Handwritten or Excel. You think that the stock of Grands, Inc is likely to rise in the next six months, but there is also a chance it will fall significantly. The stock is currently trading for $40 per share. You are considering making an investment in a portfolio of Grands stock and options consisting of: 300 shares of the stock, three at-the-money call option contracts with six month maturity, and three put option contracts with a strike price of $30 and a six month maturity (note that each call or put option contract represents options on 100 shares). The call option contract will increase your payoff if the price goes up, while the put option contract will protect the value of your stock investment if the price falls by more than $10. The current risk-free rate is 2% and the company does not pay dividends.

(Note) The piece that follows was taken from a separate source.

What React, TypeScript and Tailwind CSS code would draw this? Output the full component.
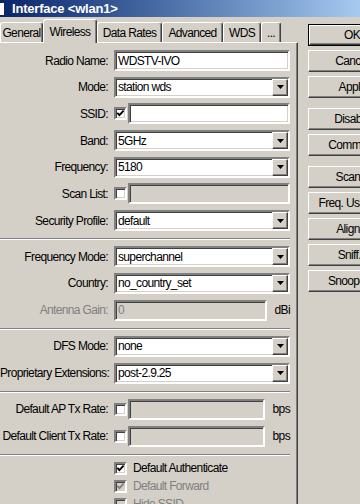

a. What will be the overall value of your portfolio at expiration at the following possible stock prices: $10, $30, $50, and $70?

b. An at-the-money put option on Grands, Inc. stock with three months to expiration currently sells for $3.50 (on a per share basis). Given this, what is the estimated total cost of the call option contracts you plan to buy, according to Put-Call Parity?

c. If the stocks volatility (i.e., the standard deviation of its return) is expected to be 33%, what is the estimated total cost of the put option contracts you plan to buy, according to the Black-Scholes model?

d. How much would the stock price have to fall from its current price for the put option contracts to be worthwhile (i.e., for their payoff to exceed their cost)?